Wednesday, November 7, 2018

The Reader







There is, in this business of writing, one thing that makes writers shudder.  For that one thing, it is a single person, male or female who, in their world have little or no power, but for writers, they are either saviors and monsters.

These are the "readers". And they can sometimes make or break you.

 Readers have always been around, I'm sure Homer had a reader or two on his plays more than 2000 years ago. And so did Shakespeare. And Stephen King too. We all meet the reader when we choose to write words.

The readers I am talking about are the ones that read our screenplays to see if they are good, bad or great. There are more readers now than ever, because I suppose, the executives are too busy too read screenplays.

It wasn't always that way.

Even back as close as 2005, an agent could call a studio exec and suggest he/she read a new "hot" script. A runner would bring the script over on a Friday and the exec would read it over the week-end.  This was before we could email screenplays. There was a time when there was no internet.

Now, with so much information on the internet, screenplays can be sent faster and easier and with more screenplays tumbling in, they need more readers.

Now the question you might be asking is this; who are these guys and why does anyone listen to them?  Remember that famous quote from that famous screenwriter, William Goldman who did Butch Cassidy and the Sundance Kid, among many others. He said this;

Nobody knows anything.

And he's right. Readers are hired to read screenplays to find the next hit, and it's not a job that writers could call honorable. Most of the readers are secretaries or interns or friends. You can get anywhere from nothing to $100 a read.

So why, you ask, do the people on the lowest rung of the Hollywood ladder be given so much responsibility.

Nobody knows anything.

A reader and hand in a hot script and the exec pitches it to his upper management. If they hate it, guess who takes the blame.

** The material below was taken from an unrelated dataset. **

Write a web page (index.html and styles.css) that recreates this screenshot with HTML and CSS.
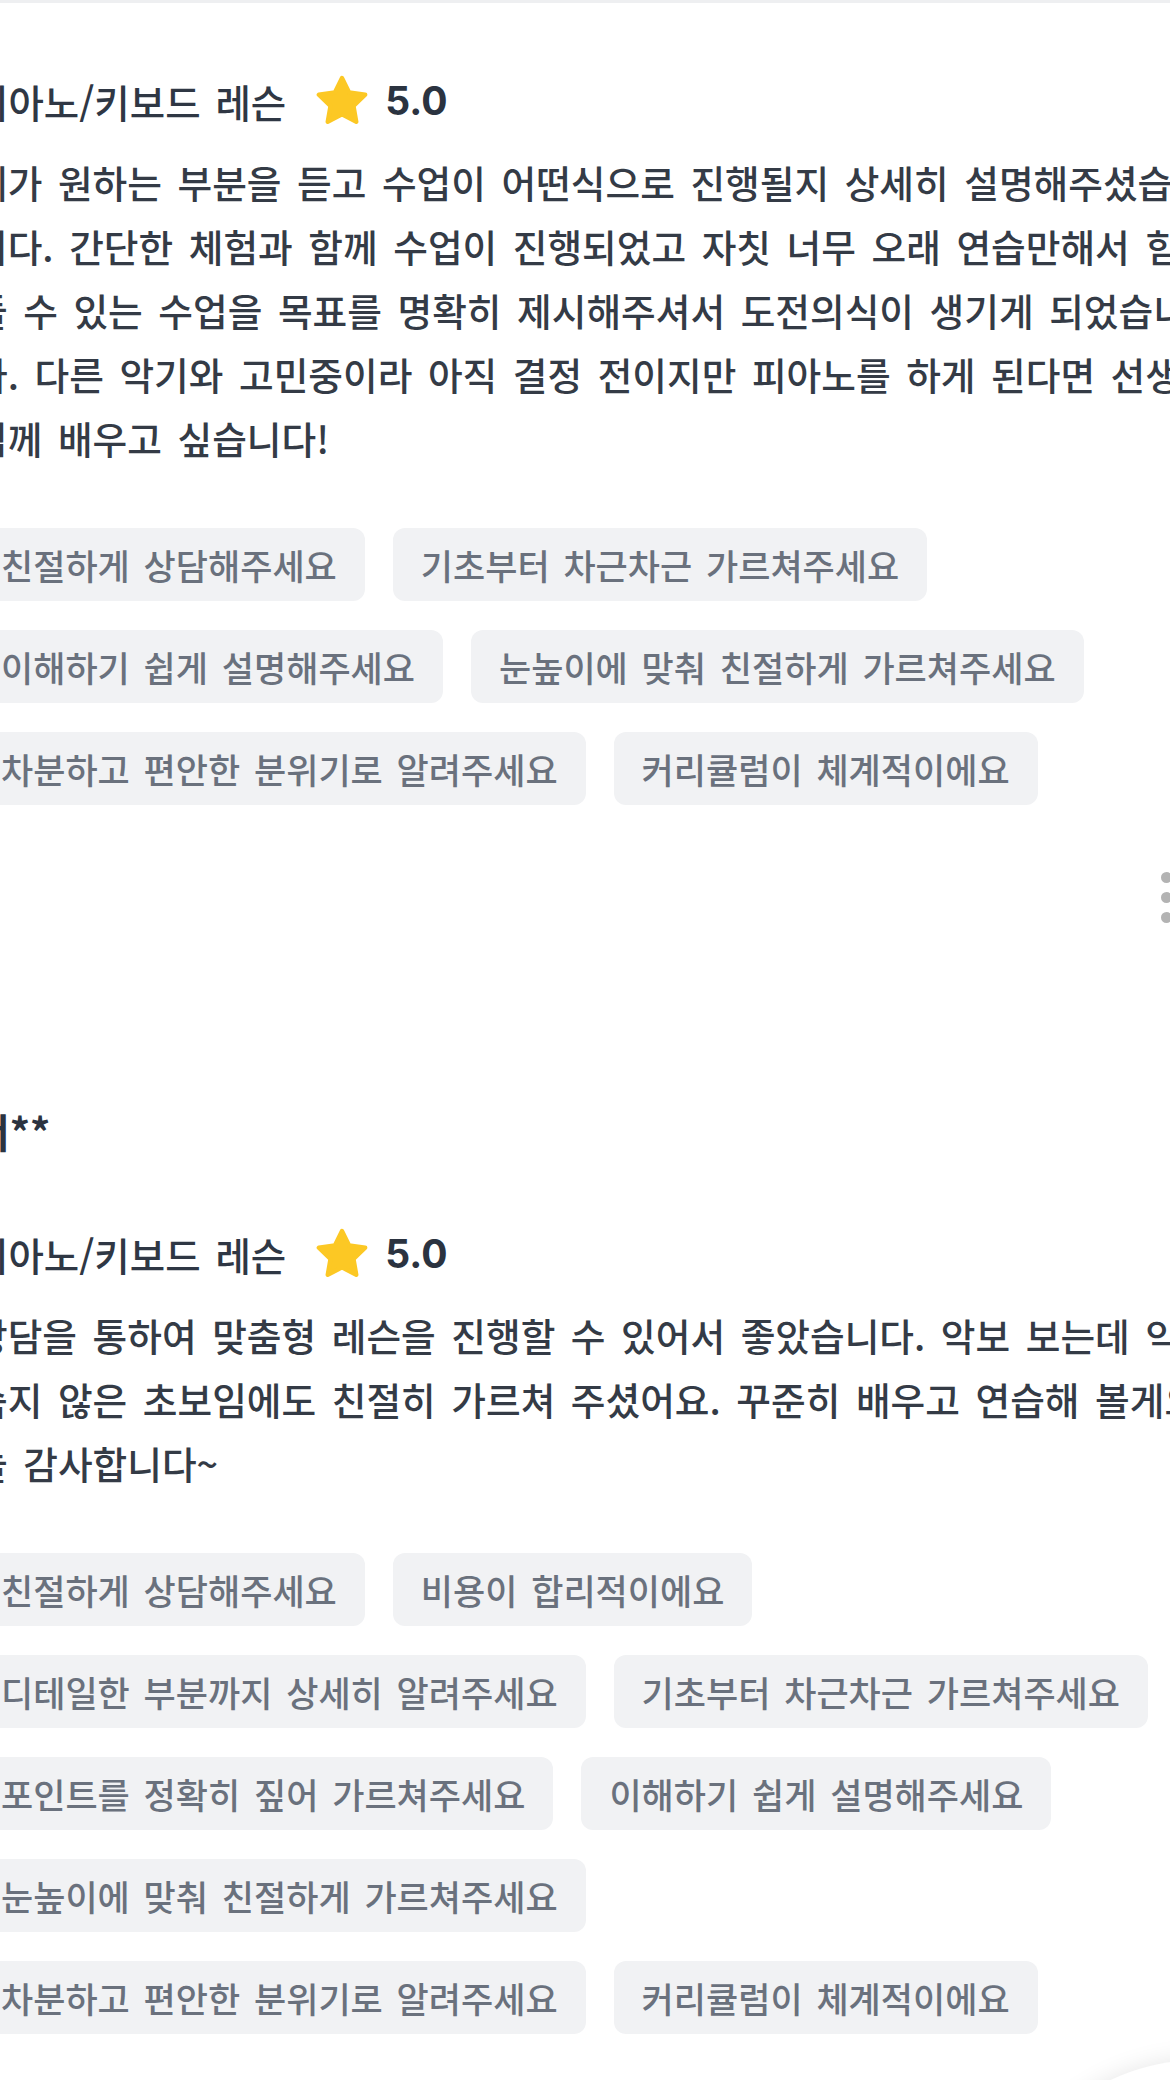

I've had fights with readers on those rare occasions we've met, and I don't generally like them. They've said good and bad things about my work and mostly they were wrong although they were also sometimes good and gave me ideas.  The power that they have is not really anything, but a good review can push a screenplay further up and a bad one can kill it.

So... on my new screenplay The President's Heart, the reader gave me some initial great remarks. But then the reader launched into an area where politics come into the story, and 
said that a lot of what I wrote couldn't happen. In fact he said it is implausible.

"Implausible - causing disbelief." Websters

What the reader is saying about the politics scene I wrote is that it causes disbelief. You mean like a guy who flies in the air or space aliens attack earth, or Bruce Willis races a car through the streets of Moscow at high speed? Or how about Jim Carrey being God for the day in Almighty Me.

Are those plausible?

In fact, everything in a movie is implausible, it's not real, it's actors walking around talking perfectly and being heroes and murderers.

For your consideration; I know politics. I worked for Bobby Kennedy in 1968 and Trudeau in 1969 and read tons of books on politics and continue to be absorbed by all those pundit TV shows. 

But that comment remains on that reader's report and for that one time, he/she is king. And a lot of them know it. And ultimately it isn't usually good because it is subjective, I liked Lone Ranger, my friend Barry hated it. Who's right?

But finally, my last resort is this; when I taught UCLA screenwriting back in 2003, I had my students read each other's work and then comment. But I added one thing; if they criticized any other student's screenplay, they had to offer an alternative.

Now only if I could tell my writer he/she doesn't know what he/she is talking about. 

And finally here's the "revue" of a script I sent to The Black List and the one above. These guys are real. But I still haven't sold it yet. Life is like it. What do you think?

 

“The premise of a presidential heart transplant is strong and commercial. It takes a personal need with a ticking clock, and transforms into a global crisis with a journey at its center. It's a smart base for an affordable political thriller which still has worldwide stakes. Making the protagonist a doctor was an intelligent decision, and introduces a fish out of water element that always plays well in a thriller. The setting - a chase from Paris to Luxembourg - is perfectly commercial.” The Black List  reader report.